Atónitos nos hemos quedado los asistentes al último concierto de cámara en el Círculo de Bellas Artes. En esta ocasión nos han presentado a la formidable pianista Yulianna Avdeeva, que ha venido a ofrecer un programa intenso en fogosidad e introspección, en expresión desatada y en afectos comedidos. Rara vez puede uno contemplar a una intérprete que sea capaz de reunir en un solo recital los humores más extremos, perfilando con igual ejemplaridad obras tan dispares como la Barcarola de Chopin y una Partita de Bach. Y uno se pregunta, ¿cómo es que no la hemos visto antes por nuestras latitudes? ¿Cuándo podremos volver a asistir en Madrid a uno de sus recitales?
Los asiduos a los conciertos de piano saben, o perciben, que a veces se programan obras de menor calado al inicio del recital, a fin de hacerse con el piano y con la sala para una mejor interpretación de obras posteriores, generalmente más demandantes técnicamente. En estos casos el nivel suele ir aumentando a medida que se desarrolla el concierto. Pero en este asistimos a un comienzo sobresaliente, a través de las Cuatro mazurkas, op. 41, de Chopin, que mostraron el universo introspectivo del compositor polaco con una claridad inusual y un carácter casi sagrado. Inolvidable el comienzo lamentoso en mi menor, con cierto aire nostálgico, resuelto y dibujado con un magnífico fraseo, la incesante llamada sobre una sola nota bien acentuada cargada de tensión, y un cuidadoso unísono final, casi una despedida.
Podría haber concluido aquí el concierto, y ya nos habríamos marchado renovados, pero aún quedaba mucho de Chopin en la primera parte, y continuó la intérprete con una brillantísima versión del Scherzo núm. 3, tocada con total seguridad y aplomo, energía desbordante y ritmo impecable, y por qué no decirlo, un virtuosismo a la altura de los más grandes, pero con la total convicción de que lo que importa es la expresión musical. Llegó después el tiempo para un relativo reposo con la Barcarola, obra más confusa de lo que parece, y que muchos pianistas estropean perdiéndose en su estructura y afanándose en los trinos. Resueltos en el caso de Avdeeva los problemas que puedan plantear los trinos, o la abundancia de sextas y terceras, asistimos a un verdadero paseo contemplativo, guiado por el sustento constante y eficaz de una mano izquierda incontestable.

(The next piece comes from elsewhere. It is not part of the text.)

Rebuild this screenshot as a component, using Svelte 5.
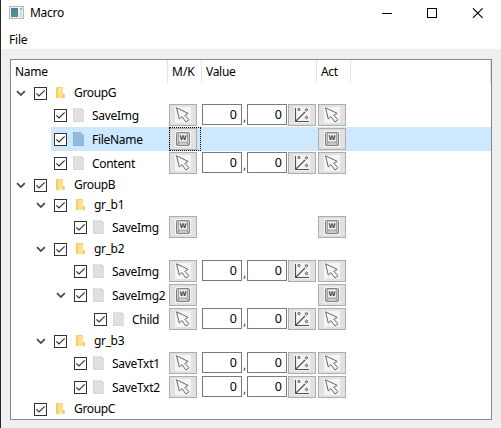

En las antípodas de la pasión desatada por Chopin en las obras precedentes, nos dimos con la meticulosa expresión de las danzas que componen la Segunda partita de Bach. Nos sorprendió la calidad del sonido en el primer acorde de do menor, y la expresión dramática de la Sinfonía inicial. Inmediatamente nos sumimos en la meditación propiciada por un Andante tal vez más vivo de lo habitual, que se transfiguró en un enérgico presto que no cesó hasta el final, recuperando nuevamente el omnipresente do menor. A partir de ahí asistimos a una serie de danzas, todas reconocibles por la elección del tempo y por sus impulsos rítmicos, desde la introspectiva Allemande hasta el desbordante Capriccio, que sin duda arrancó los mayores reconocimientos. Tendrán problemas con esta interpretación los paladines del historicismo, y quienes rechacen el uso del pedal y de las dinámicas graduadas en el piano: de esto también hubo, pero siempre en atención a una mejor lucidez expositiva que enunció en todo momento, y con toda claridad, todos los vaivenes contrapuntísticos que acontecen en esta magnífica partitura. Los oyentes menos restrictivos consideramos haber presenciado una interpretación inolvidable.
Concluyó el recital con la impresionante Sonata núm. 2 de Rachmaninov, indudablemente el plato fuerte de cara a la demostración de una técnica desbordante, una fogosidad y un temple indiscutible y una capacidad para proyectar un sonido potente sin presentar distorsiones. Una obra de lucimiento cuya estructura, tal vez, sea su único defecto, más aún si se compara con la magnífica arquitectura de la Partita precedente. Con todo, el reconocimiento fue unánime, propiciando que la pianista rusa nos obsequiara con dos propinas, de entre las que agradecemos sobre todo la bellísima Mazurca de Chopin.